- _Work to do_: Transcribe all of the material below word for word and leave out its pictures.

- _Material provided_:

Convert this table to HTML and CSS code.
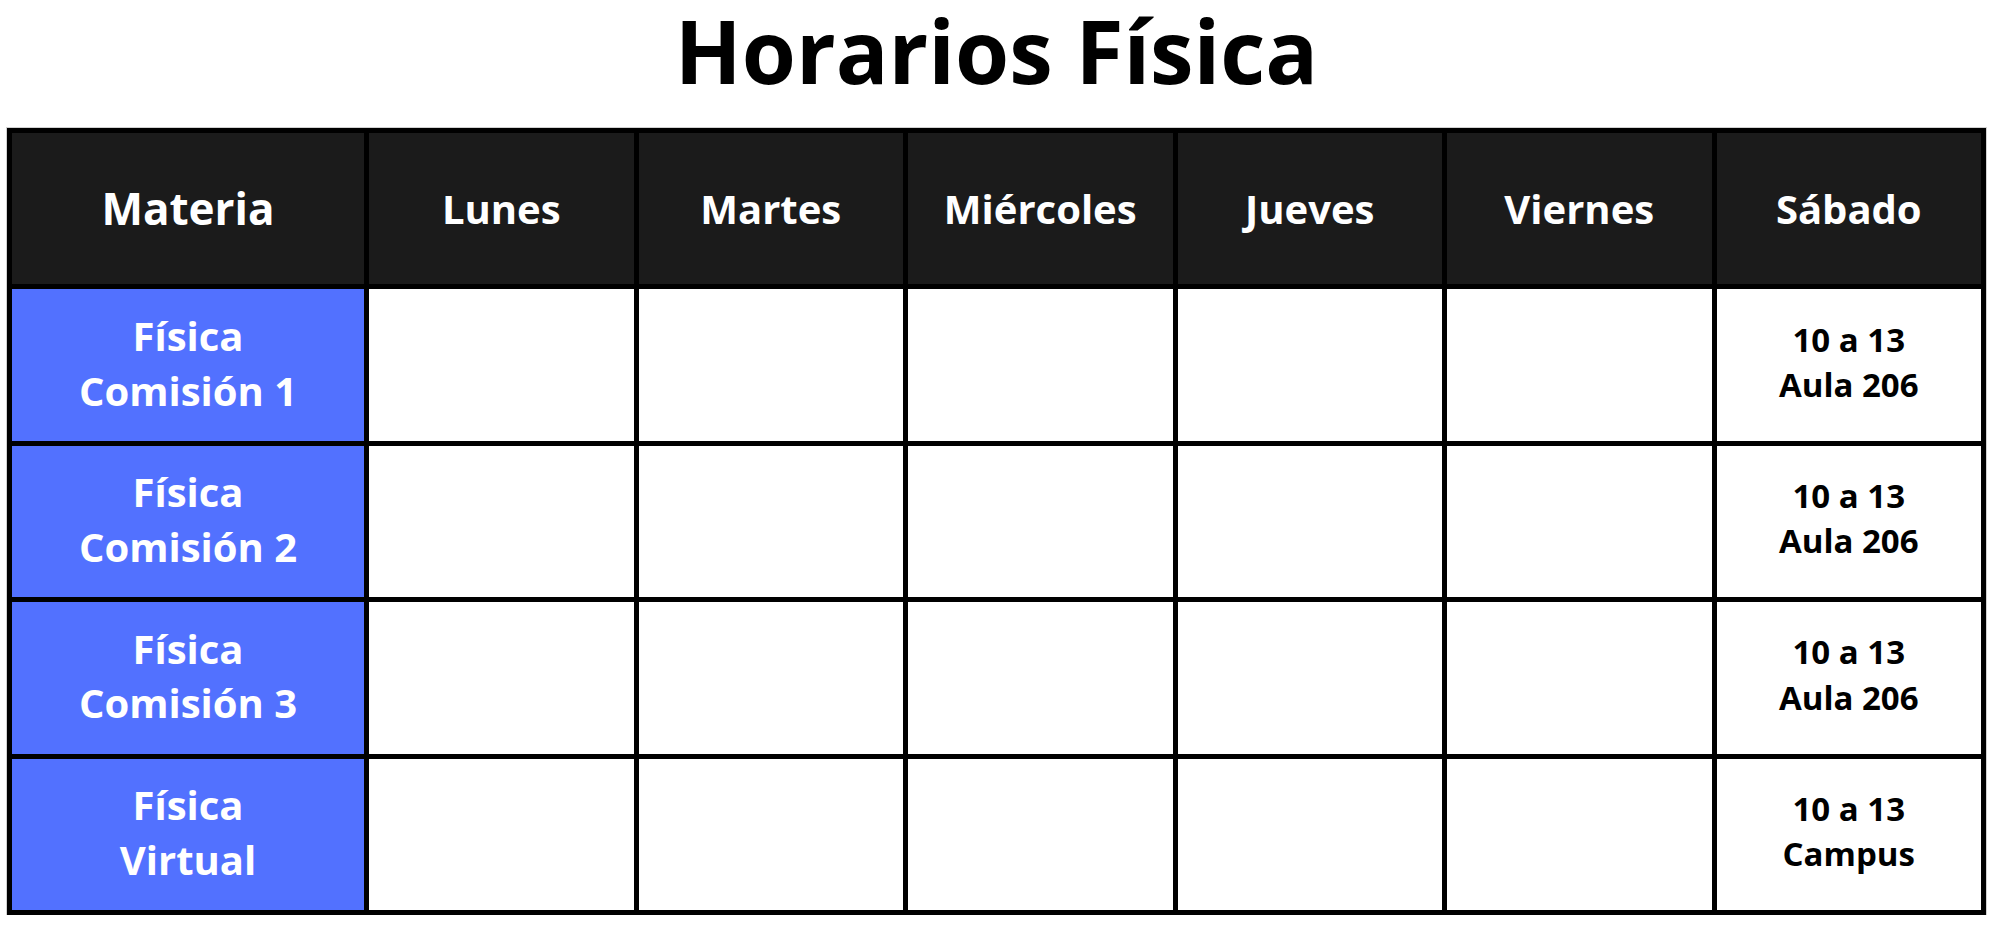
FILE: index.html
```html
<!DOCTYPE html>
<html lang="es">
<head>
<meta charset="utf-8">
<title>Horarios Física</title>
<link rel="stylesheet" href="styles.css">
</head>
<body>
<main class="page">
  <h1 class="title">Horarios Física</h1>
  <div class="schedule">
    <div class="cell head head-main">Materia</div>
    <div class="cell head">Lunes</div>
    <div class="cell head">Martes</div>
    <div class="cell head">Miércoles</div>
    <div class="cell head">Jueves</div>
    <div class="cell head">Viernes</div>
    <div class="cell head">Sábado</div>

    <div class="cell subject">Física<br>Comisión 1</div>
    <div class="cell"></div><div class="cell"></div><div class="cell"></div><div class="cell"></div><div class="cell"></div>
    <div class="cell slot">10 a 13<br>Aula 206</div>

    <div class="cell subject">Física<br>Comisión 2</div>
    <div class="cell"></div><div class="cell"></div><div class="cell"></div><div class="cell"></div><div class="cell"></div>
    <div class="cell slot">10 a 13<br>Aula 206</div>

    <div class="cell subject">Física<br>Comisión 3</div>
    <div class="cell"></div><div class="cell"></div><div class="cell"></div><div class="cell"></div><div class="cell"></div>
    <div class="cell slot">10 a 13<br>Aula 206</div>

    <div class="cell subject">Física<br>Virtual</div>
    <div class="cell"></div><div class="cell"></div><div class="cell"></div><div class="cell"></div><div class="cell"></div>
    <div class="cell slot">10 a 13<br>Campus</div>
  </div>
</main>
</body>
</html>
```
FILE: styles.css
```css
html, body {
  margin: 0;
  padding: 0;
  background: #ffffff;
}

body {
  font-family: "Open Sans", "Liberation Sans", sans-serif;
  font-weight: 700;
  color: #000000;
}

.page {
  padding: 6px 11px 0 7px;
}

.title {
  margin: 0 0 34px 0;
  font-size: 87.5px;
  line-height: 88px;
  font-weight: 700;
  text-align: center;
  color: #000000;
}

.schedule {
  box-sizing: border-box;
  display: grid;
  grid-template-columns: 352px repeat(6, 1fr);
  grid-template-rows: repeat(5, 1fr);
  gap: 5px;
  padding: 5px;
  height: 787px;
  background: #000000;
  box-shadow: 0 0 0 1px rgba(0, 0, 0, 0.18);
}

.cell {
  display: flex;
  align-items: center;
  justify-content: center;
  text-align: center;
  background: #ffffff;
}

.head {
  background: #1b1b1b;
  color: #ffffff;
  font-size: 40px;
}

.head-main {
  font-size: 44px;
  padding-bottom: 2px;
}

.subject {
  background: #5271ff;
  color: #ffffff;
  font-size: 40px;
  line-height: 1.37;
  padding-bottom: 3px;
}

.slot {
  font-size: 33px;
  line-height: 1.38;
  padding-bottom: 6px;
}
```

- _Correct result_:
Convert this table to HTML and CSS code.
FILE: index.html
```html
<!DOCTYPE html>
<html lang="es">
<head>
<meta charset="utf-8">
<title>Horarios Física</title>
<link rel="stylesheet" href="styles.css">
</head>
<body>
<main class="page">
  <h1 class="title">Horarios Física</h1>
  <div class="schedule">
    <div class="cell head head-main">Materia</div>
    <div class="cell head">Lunes</div>
    <div class="cell head">Martes</div>
    <div class="cell head">Miércoles</div>
    <div class="cell head">Jueves</div>
    <div class="cell head">Viernes</div>
    <div class="cell head">Sábado</div>

    <div class="cell subject">Física<br>Comisión 1</div>
    <div class="cell"></div><div class="cell"></div><div class="cell"></div><div class="cell"></div><div class="cell"></div>
    <div class="cell slot">10 a 13<br>Aula 206</div>

    <div class="cell subject">Física<br>Comisión 2</div>
    <div class="cell"></div><div class="cell"></div><div class="cell"></div><div class="cell"></div><div class="cell"></div>
    <div class="cell slot">10 a 13<br>Aula 206</div>

    <div class="cell subject">Física<br>Comisión 3</div>
    <div class="cell"></div><div class="cell"></div><div class="cell"></div><div class="cell"></div><div class="cell"></div>
    <div class="cell slot">10 a 13<br>Aula 206</div>

    <div class="cell subject">Física<br>Virtual</div>
    <div class="cell"></div><div class="cell"></div><div class="cell"></div><div class="cell"></div><div class="cell"></div>
    <div class="cell slot">10 a 13<br>Campus</div>
  </div>
</main>
</body>
</html>
```
FILE: styles.css
```css
html, body {
  margin: 0;
  padding: 0;
  background: #ffffff;
}

body {
  font-family: "Open Sans", "Liberation Sans", sans-serif;
  font-weight: 700;
  color: #000000;
}

.page {
  padding: 6px 11px 0 7px;
}

.title {
  margin: 0 0 34px 0;
  font-size: 87.5px;
  line-height: 88px;
  font-weight: 700;
  text-align: center;
  color: #000000;
}

.schedule {
  box-sizing: border-box;
  display: grid;
  grid-template-columns: 352px repeat(6, 1fr);
  grid-template-rows: repeat(5, 1fr);
  gap: 5px;
  padding: 5px;
  height: 787px;
  background: #000000;
  box-shadow: 0 0 0 1px rgba(0, 0, 0, 0.18);
}

.cell {
  display: flex;
  align-items: center;
  justify-content: center;
  text-align: center;
  background: #ffffff;
}

.head {
  background: #1b1b1b;
  color: #ffffff;
  font-size: 40px;
}

.head-main {
  font-size: 44px;
  padding-bottom: 2px;
}

.subject {
  background: #5271ff;
  color: #ffffff;
  font-size: 40px;
  line-height: 1.37;
  padding-bottom: 3px;
}

.slot {
  font-size: 33px;
  line-height: 1.38;
  padding-bottom: 6px;
}
```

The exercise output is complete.